Instructions to follow: All of the listing below must be repeated word for word. Pictures are the only thing to omit.

━━ Data block ━━

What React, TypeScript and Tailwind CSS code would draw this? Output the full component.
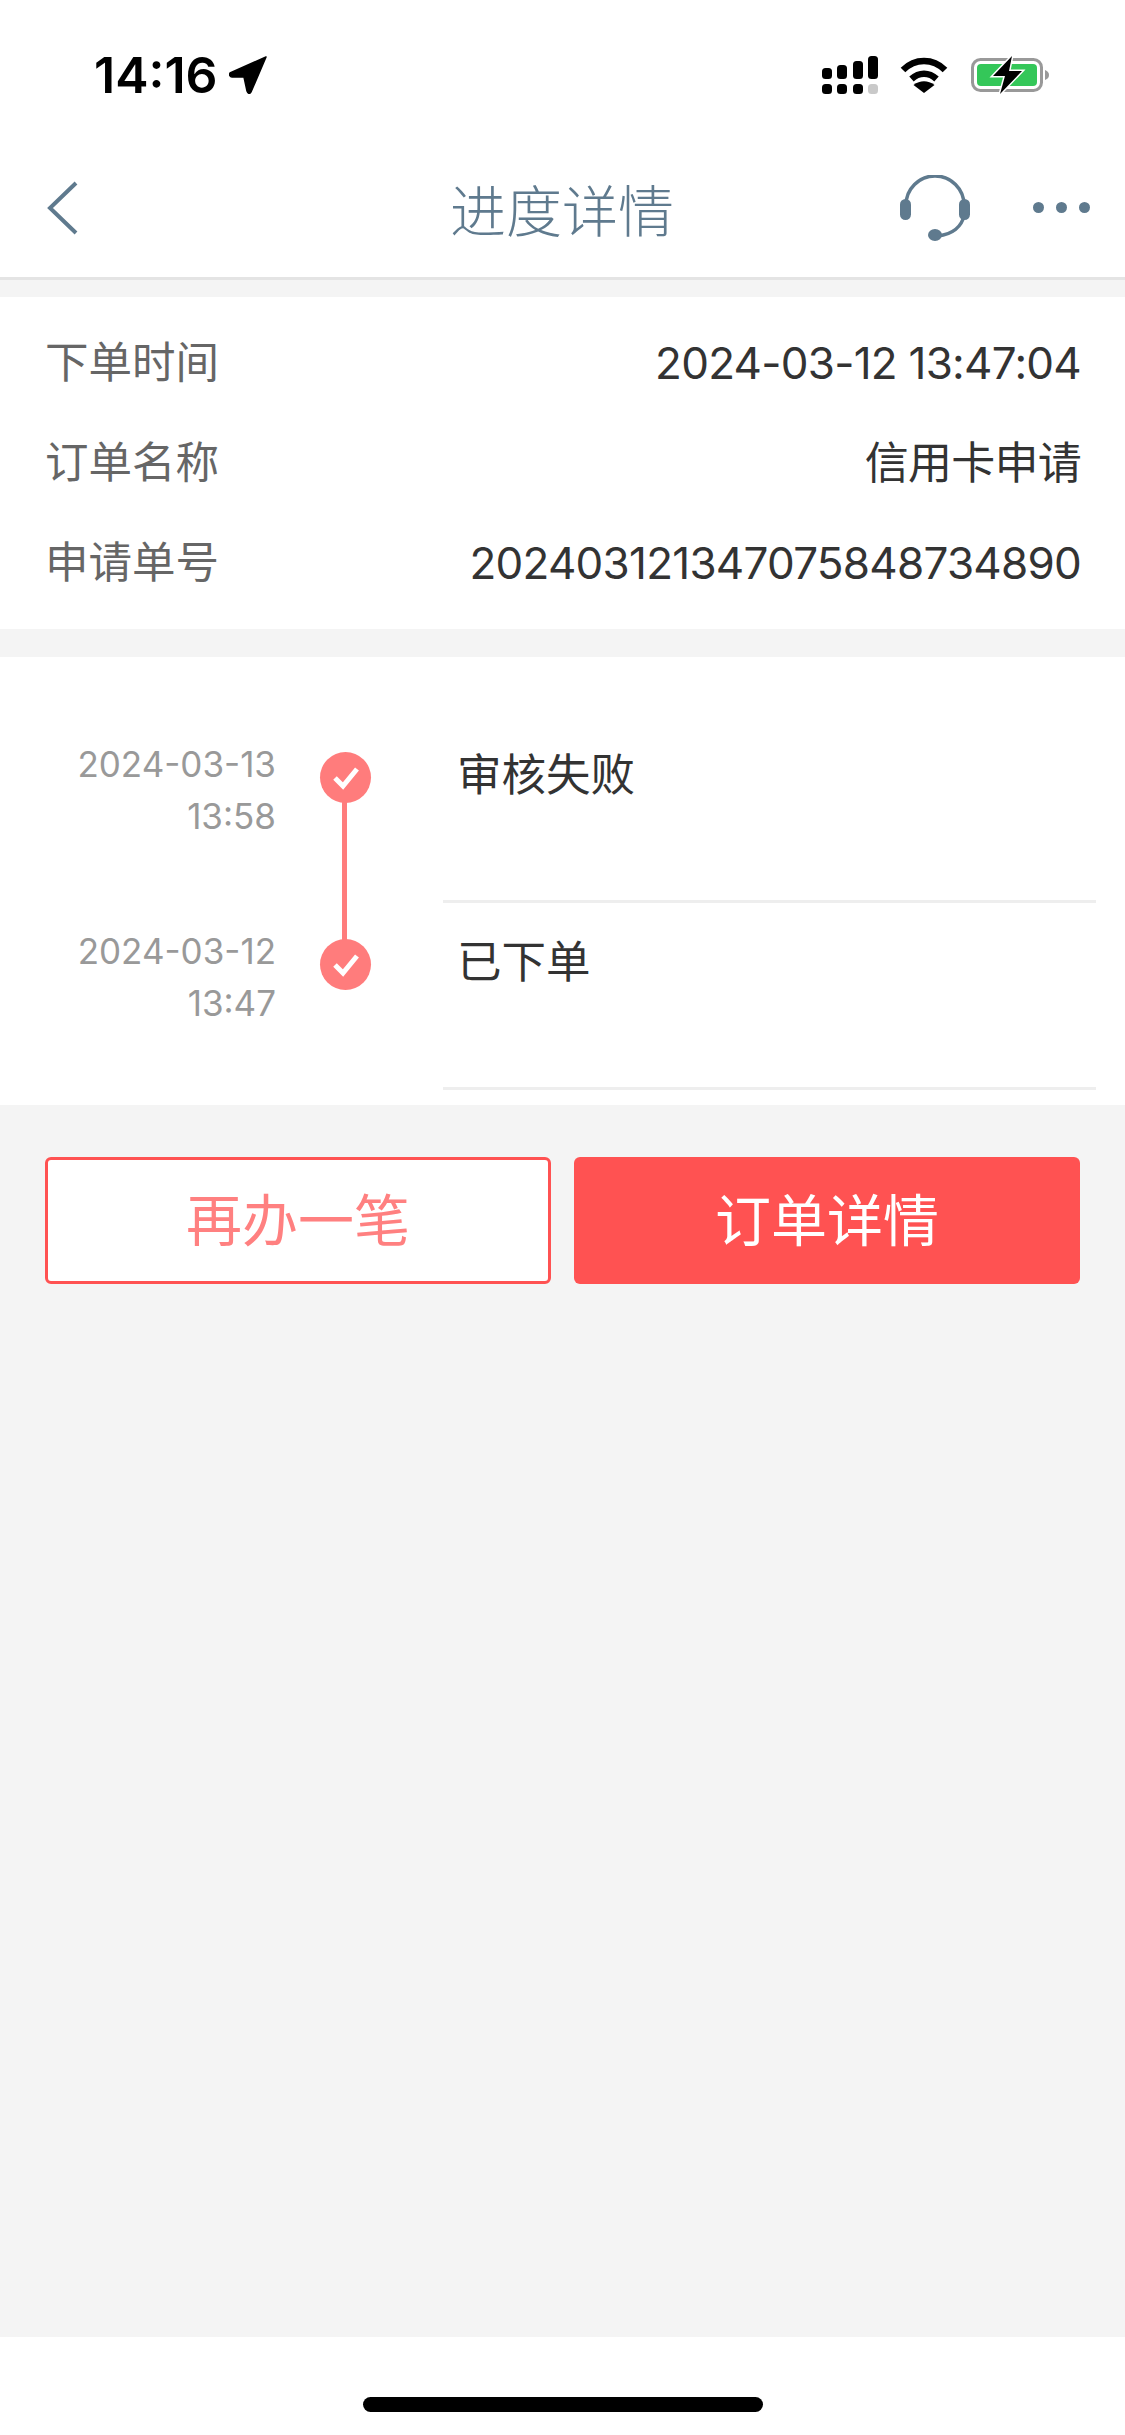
const cjk = "font-['Inter','Noto_Sans_CJK_SC',sans-serif]";

function StatusIcons() {
  return (
    <div className="flex items-center">
      {/* Signal */}
      <svg width="57" height="38" viewBox="0 0 57 38" className="block">
        <g fill="#000">
          <rect x="0" y="12" width="10" height="11" rx="3.5" />
          <rect x="15" y="9" width="10" height="14" rx="3.5" />
          <rect x="31" y="5" width="10" height="18" rx="3.5" />
          <rect x="46" y="0" width="10" height="23" rx="3.5" />
          <rect x="0" y="28" width="10" height="10" rx="3.5" />
          <rect x="15" y="28" width="10" height="10" rx="3.5" />
          <rect x="31" y="28" width="10" height="10" rx="3.5" />
        </g>
        <rect x="46" y="28" width="10" height="10" rx="3.5" fill="#c9c9c9" />
      </svg>
      {/* Wifi */}
      <svg width="48" height="36" viewBox="0 0 48 36" className="ml-[21px] block">
        <path d="M3 13 C15 1 33 1 45 13" fill="none" stroke="#000" strokeWidth="6.5" />
        <path d="M11.5 22 C19 15 29 15 36.5 22" fill="none" stroke="#000" strokeWidth="6.5" />
        <path d="M13.5 28 C20 23 28 23 34.5 28 L24 36 Z" fill="#000" />
      </svg>
      {/* Battery */}
      <svg width="78" height="38" viewBox="0 0 78 38" className="ml-[23px] block">
        <rect x="1.5" y="3.5" width="69" height="31" rx="8" fill="#fff" stroke="#999" strokeWidth="3" />
        <rect x="6" y="8" width="60" height="22" rx="4" fill="#34c759" />
        <path d="M74 14 C77 15 78 17 78 19 C78 21 77 23 74 24 Z" fill="#999" />
        <path d="M41 0 L22 20 L34 20 L29 38 L51 15 L38 15 Z" fill="#000" stroke="#fff" strokeWidth="3" paintOrder="stroke" />
      </svg>
    </div>
  );
}

function InfoRow({ label, value }: { label: string; value: string }) {
  return (
    <div className="flex h-[100px] items-center justify-between">
      <span className="text-[43.5px] text-[#666]">{label}</span>
      <span className="text-[44px] tracking-[-0.75px] text-[#333]">{value}</span>
    </div>
  );
}

function Dot() {
  return (
    <div className="relative z-10 flex h-[51px] w-[51px] items-center justify-center rounded-full bg-[#ff7c7c]">
      <svg width="28" height="24" viewBox="0 0 28 24" fill="none">
        <path d="M3 12 L11 20 L25 3" stroke="#fff" strokeWidth="5" />
      </svg>
    </div>
  );
}

function TimelineRow({ date, time, title, connector }: { date: string; time: string; title: string; connector?: boolean }) {
  return (
    <div className="relative flex h-[187px]">
      <div className="w-[276px] pt-[22px] text-right text-[35px] leading-[52px] text-[#999]">
        <div>{date}</div>
        <div>{time}</div>
      </div>
      <div className="ml-[44px] pt-[36px]">
        <Dot />
      </div>
      {connector && <div className="absolute left-[342px] top-[80px] h-[150px] w-[5px] bg-[#ff7c7c]" />}
      <div className="ml-[72px] mr-[29px] flex-1 border-b-[3px] border-[#eee] pl-[14px] pt-[29px] text-[44.5px] leading-[60px] text-[#333]">
        {title}
      </div>
    </div>
  );
}

export default function App() {
  return (
    <div className={`flex h-[2435px] w-[1125px] flex-col bg-[#f4f4f4] ${cjk}`}>
      {/* Status bar */}
      <div className="flex h-[138px] items-center justify-between bg-white pl-[94px] pr-[76px] pt-[12px]">
        <div className="flex items-center">
          <span className="font-['Inter',sans-serif] text-[50px] font-semibold leading-none text-black">14:16</span>
          <svg width="38" height="38" viewBox="0 0 38 38" className="ml-[11px] block">
            <path d="M37 1 L1 17 C0 19 1 21 3 21 L15 21 L18 35 C19 38 21 38 22 36 Z" fill="#000" stroke="#000" strokeWidth="1.5" strokeLinejoin="round" />
          </svg>
        </div>
        <StatusIcons />
      </div>

      {/* Nav bar */}
      <div className="flex h-[142px] items-center justify-between border-b-[3px] border-[#e4e4e4] bg-white pl-[47px] pr-[35px]">
        <svg width="32" height="54" viewBox="0 0 32 54" fill="none" className="block">
          <path d="M29 2 L3 27 L29 52" stroke="#5f7a8e" strokeWidth="4" />
        </svg>
        <span className="ml-[371px] pt-[8px] text-[56px] font-light leading-none text-[#5f7a8e]">进度详情</span>
        <div className="ml-auto flex items-center">
          <svg width="70" height="66" viewBox="0 0 70 66" fill="none" className="block">
            <path d="M6 30 A29 29 0 0 1 64 30 L64 40 C62 52 52 59 38 61" stroke="#5f7a8e" strokeWidth="3.5" />
            <rect x="0" y="24" width="11" height="21" rx="5.5" fill="#5f7a8e" />
            <rect x="59" y="24" width="11" height="21" rx="5.5" fill="#5f7a8e" />
            <ellipse cx="35" cy="60" rx="7" ry="6" fill="#5f7a8e" />
          </svg>
          <div className="ml-[63px] flex gap-[12px]">
            <div className="h-[11px] w-[11px] rounded-full bg-[#5f7a8e]" />
            <div className="h-[11px] w-[11px] rounded-full bg-[#5f7a8e]" />
            <div className="h-[11px] w-[11px] rounded-full bg-[#5f7a8e]" />
          </div>
        </div>
      </div>

      {/* Order info */}
      <div className="mt-[17px] bg-white pl-[45px] pr-[44px] py-[16px]">
        <InfoRow label="下单时间" value="2024-03-12 13:47:04" />
        <InfoRow label="订单名称" value="信用卡申请" />
        <InfoRow label="申请单号" value="202403121347075848734890" />
      </div>

      {/* Progress */}
      <div className="mt-[28px] bg-white pb-[15px] pt-[59px]">
        <TimelineRow date="2024-03-13" time="13:58" title="审核失败" connector />
        <TimelineRow date="2024-03-12" time="13:47" title="已下单" />
      </div>

      {/* Actions */}
      <div className="mt-[52px] grid grid-cols-2 gap-[23px] px-[45px]">
        <button className="h-[127px] rounded-[6px] border-[3px] border-[#ff5252] bg-white text-[56px] text-[#ff8080]">再办一笔</button>
        <button className="h-[127px] rounded-[6px] bg-[#ff5252] text-[56px] text-white">订单详情</button>
      </div>

      {/* Home indicator */}
      <div className="mt-auto flex h-[98px] justify-center bg-white pt-[60px]">
        <div className="h-[15px] w-[400px] rounded-full bg-black" />
      </div>
    </div>
  );
}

━━━

Response below:
What React, TypeScript and Tailwind CSS code would draw this? Output the full component.
const cjk = "font-['Inter','Noto_Sans_CJK_SC',sans-serif]";

function StatusIcons() {
  return (
    <div className="flex items-center">
      {/* Signal */}
      <svg width="57" height="38" viewBox="0 0 57 38" className="block">
        <g fill="#000">
          <rect x="0" y="12" width="10" height="11" rx="3.5" />
          <rect x="15" y="9" width="10" height="14" rx="3.5" />
          <rect x="31" y="5" width="10" height="18" rx="3.5" />
          <rect x="46" y="0" width="10" height="23" rx="3.5" />
          <rect x="0" y="28" width="10" height="10" rx="3.5" />
          <rect x="15" y="28" width="10" height="10" rx="3.5" />
          <rect x="31" y="28" width="10" height="10" rx="3.5" />
        </g>
        <rect x="46" y="28" width="10" height="10" rx="3.5" fill="#c9c9c9" />
      </svg>
      {/* Wifi */}
      <svg width="48" height="36" viewBox="0 0 48 36" className="ml-[21px] block">
        <path d="M3 13 C15 1 33 1 45 13" fill="none" stroke="#000" strokeWidth="6.5" />
        <path d="M11.5 22 C19 15 29 15 36.5 22" fill="none" stroke="#000" strokeWidth="6.5" />
        <path d="M13.5 28 C20 23 28 23 34.5 28 L24 36 Z" fill="#000" />
      </svg>
      {/* Battery */}
      <svg width="78" height="38" viewBox="0 0 78 38" className="ml-[23px] block">
        <rect x="1.5" y="3.5" width="69" height="31" rx="8" fill="#fff" stroke="#999" strokeWidth="3" />
        <rect x="6" y="8" width="60" height="22" rx="4" fill="#34c759" />
        <path d="M74 14 C77 15 78 17 78 19 C78 21 77 23 74 24 Z" fill="#999" />
        <path d="M41 0 L22 20 L34 20 L29 38 L51 15 L38 15 Z" fill="#000" stroke="#fff" strokeWidth="3" paintOrder="stroke" />
      </svg>
    </div>
  );
}

function InfoRow({ label, value }: { label: string; value: string }) {
  return (
    <div className="flex h-[100px] items-center justify-between">
      <span className="text-[43.5px] text-[#666]">{label}</span>
      <span className="text-[44px] tracking-[-0.75px] text-[#333]">{value}</span>
    </div>
  );
}

function Dot() {
  return (
    <div className="relative z-10 flex h-[51px] w-[51px] items-center justify-center rounded-full bg-[#ff7c7c]">
      <svg width="28" height="24" viewBox="0 0 28 24" fill="none">
        <path d="M3 12 L11 20 L25 3" stroke="#fff" strokeWidth="5" />
      </svg>
    </div>
  );
}

function TimelineRow({ date, time, title, connector }: { date: string; time: string; title: string; connector?: boolean }) {
  return (
    <div className="relative flex h-[187px]">
      <div className="w-[276px] pt-[22px] text-right text-[35px] leading-[52px] text-[#999]">
        <div>{date}</div>
        <div>{time}</div>
      </div>
      <div className="ml-[44px] pt-[36px]">
        <Dot />
      </div>
      {connector && <div className="absolute left-[342px] top-[80px] h-[150px] w-[5px] bg-[#ff7c7c]" />}
      <div className="ml-[72px] mr-[29px] flex-1 border-b-[3px] border-[#eee] pl-[14px] pt-[29px] text-[44.5px] leading-[60px] text-[#333]">
        {title}
      </div>
    </div>
  );
}

export default function App() {
  return (
    <div className={`flex h-[2435px] w-[1125px] flex-col bg-[#f4f4f4] ${cjk}`}>
      {/* Status bar */}
      <div className="flex h-[138px] items-center justify-between bg-white pl-[94px] pr-[76px] pt-[12px]">
        <div className="flex items-center">
          <span className="font-['Inter',sans-serif] text-[50px] font-semibold leading-none text-black">14:16</span>
          <svg width="38" height="38" viewBox="0 0 38 38" className="ml-[11px] block">
            <path d="M37 1 L1 17 C0 19 1 21 3 21 L15 21 L18 35 C19 38 21 38 22 36 Z" fill="#000" stroke="#000" strokeWidth="1.5" strokeLinejoin="round" />
          </svg>
        </div>
        <StatusIcons />
      </div>

      {/* Nav bar */}
      <div className="flex h-[142px] items-center justify-between border-b-[3px] border-[#e4e4e4] bg-white pl-[47px] pr-[35px]">
        <svg width="32" height="54" viewBox="0 0 32 54" fill="none" className="block">
          <path d="M29 2 L3 27 L29 52" stroke="#5f7a8e" strokeWidth="4" />
        </svg>
        <span className="ml-[371px] pt-[8px] text-[56px] font-light leading-none text-[#5f7a8e]">进度详情</span>
        <div className="ml-auto flex items-center">
          <svg width="70" height="66" viewBox="0 0 70 66" fill="none" className="block">
            <path d="M6 30 A29 29 0 0 1 64 30 L64 40 C62 52 52 59 38 61" stroke="#5f7a8e" strokeWidth="3.5" />
            <rect x="0" y="24" width="11" height="21" rx="5.5" fill="#5f7a8e" />
            <rect x="59" y="24" width="11" height="21" rx="5.5" fill="#5f7a8e" />
            <ellipse cx="35" cy="60" rx="7" ry="6" fill="#5f7a8e" />
          </svg>
          <div className="ml-[63px] flex gap-[12px]">
            <div className="h-[11px] w-[11px] rounded-full bg-[#5f7a8e]" />
            <div className="h-[11px] w-[11px] rounded-full bg-[#5f7a8e]" />
            <div className="h-[11px] w-[11px] rounded-full bg-[#5f7a8e]" />
          </div>
        </div>
      </div>

      {/* Order info */}
      <div className="mt-[17px] bg-white pl-[45px] pr-[44px] py-[16px]">
        <InfoRow label="下单时间" value="2024-03-12 13:47:04" />
        <InfoRow label="订单名称" value="信用卡申请" />
        <InfoRow label="申请单号" value="202403121347075848734890" />
      </div>

      {/* Progress */}
      <div className="mt-[28px] bg-white pb-[15px] pt-[59px]">
        <TimelineRow date="2024-03-13" time="13:58" title="审核失败" connector />
        <TimelineRow date="2024-03-12" time="13:47" title="已下单" />
      </div>

      {/* Actions */}
      <div className="mt-[52px] grid grid-cols-2 gap-[23px] px-[45px]">
        <button className="h-[127px] rounded-[6px] border-[3px] border-[#ff5252] bg-white text-[56px] text-[#ff8080]">再办一笔</button>
        <button className="h-[127px] rounded-[6px] bg-[#ff5252] text-[56px] text-white">订单详情</button>
      </div>

      {/* Home indicator */}
      <div className="mt-auto flex h-[98px] justify-center bg-white pt-[60px]">
        <div className="h-[15px] w-[400px] rounded-full bg-black" />
      </div>
    </div>
  );
}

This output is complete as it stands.